Может быть, слишком много миссий было в 1990-е, а сейчас есть общественный запрос на отдых от такого миссионерства.

— По ходу всей книги можно проследить ваше отношение к Березовскому: ваше восхищение им, первые вопросы к нему, конфликты, в том числе связанные с финансами, наконец — полный разрыв. То есть между вами явно было что-то большое, не просто фраза «я знал этого человека». Спустя все годы, здесь и сейчас, вы скучаете по Березовскому, вы его жалеете или вы гордитесь тем, что знали этого человека? Что вы чувствуете как автор этой книги?

— Это человек… Мы не просто были знакомы — мы были ближайшими друзьями. И мое отношение к нему — оно сложное, разное, и я не могу выразить его даже написав эту книжку. Мне трудно вот так сразу подобрать слова. Мое отношение к нему меняется и сейчас, когда я вспоминаю иногда хорошие эпизоды, а иногда и плохие. Это сложное отношение к близкому человеку.

Тут слово «скучаю» — хорошее слово. Конечно, мы с ним прожили большой кусок жизни, и это, конечно, остается навсегда. Мне как любого близкого человека его не хватает.

Я пытался уйти в этой книжке от слов «хорошее» и «плохое» — и от того, чтобы судить, тоже уйти.
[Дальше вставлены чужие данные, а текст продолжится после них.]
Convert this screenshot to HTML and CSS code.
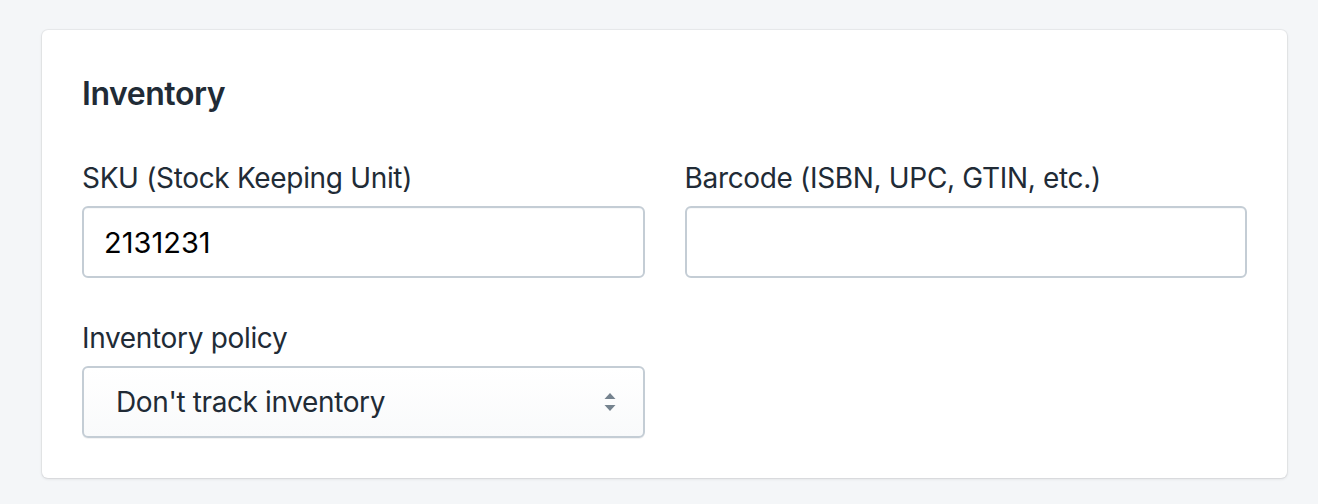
FILE: index.html
```html
<!DOCTYPE html>
<html lang="en">
<head>
<meta charset="utf-8">
<title>Inventory</title>
<link rel="stylesheet" href="styles.css">
</head>
<body>
<main class="page">
  <section class="card">
    <h2 class="card-title">Inventory</h2>
    <div class="form-grid">
      <div class="field">
        <label class="label" for="sku">SKU (Stock Keeping Unit)</label>
        <input class="text-input" id="sku" type="text" value="2131231">
      </div>
      <div class="field">
        <label class="label" for="barcode">Barcode (ISBN, UPC, GTIN, etc.)</label>
        <input class="text-input" id="barcode" type="text" value="">
      </div>
      <div class="field">
        <label class="label" for="policy">Inventory policy</label>
        <div class="select">
          <span class="select-value">Don't track inventory</span>
          <svg class="select-arrows" width="12" height="20" viewBox="0 0 12 20" aria-hidden="true">
            <path d="M6 1 L11.5 7 L0.5 7 Z" fill="#75838f"/>
            <path d="M0.5 13 L11.5 13 L6 19 Z" fill="#75838f"/>
          </svg>
        </div>
      </div>
    </div>
  </section>
</main>
</body>
</html>
```

FILE: styles.css
```css
* {
  box-sizing: border-box;
}

html, body {
  margin: 0;
  padding: 0;
  background: #f4f6f8;
}

body {
  font-family: Inter, "Liberation Sans", sans-serif;
  color: #212b36;
}

.page {
  padding: 30px 31px 26px 42px;
}

.card {
  background: #ffffff;
  border-radius: 6px;
  box-shadow: 0 0 0 1px rgba(63, 63, 68, 0.05), 0 1px 3px 0 rgba(63, 63, 68, 0.15);
  padding: 40px;
}

.card-title {
  margin: 0 0 40px;
  font-size: 32px;
  line-height: 48px;
  font-weight: 600;
  letter-spacing: -0.45px;
  color: #212b36;
}

.form-grid {
  display: grid;
  grid-template-columns: 1fr 1fr;
  column-gap: 40px;
  row-gap: 40px;
}

.field {
  display: flex;
  flex-direction: column;
}

.label {
  font-size: 28px;
  line-height: 40px;
  margin-bottom: 8px;
  letter-spacing: -0.33px;
  color: #212b36;
}

.text-input {
  height: 72px;
  border: 2px solid #c4cdd5;
  border-radius: 6px;
  padding: 0 20px;
  font-family: Inter, "Liberation Sans", sans-serif;
  font-size: 29px;
  color: #000000;
  background: #ffffff;
  box-shadow: inset 0 1px 0 0 rgba(99, 115, 129, 0.05);
  outline: none;
}

.select {
  height: 72px;
  border: 2px solid #c4cdd5;
  border-radius: 6px;
  padding: 0 27px 0 32px;
  display: flex;
  align-items: center;
  justify-content: space-between;
  background: linear-gradient(180deg, #ffffff, #f9fafb);
  box-shadow: 0 1px 0 0 rgba(22, 29, 37, 0.05);
}

.select-value {
  font-size: 28px;
  line-height: 40px;
  letter-spacing: -0.38px;
  color: #212b36;
}

.select-arrows {
  display: block;
}
```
Надеюсь, что мне это удалось. Дело ведь не в моем отношении — дело в том, чтобы оно появилось у читателей.

Я очень надеюсь, что после этой книжки и другие начнут создавать свои. Рассматривайте ее как призыв к моим ровесникам тоже писать и вспоминать лучшие годы нашей жизни. Не должен же быть Дэвид Хоффман единственным, кто хорошо написал про Россию.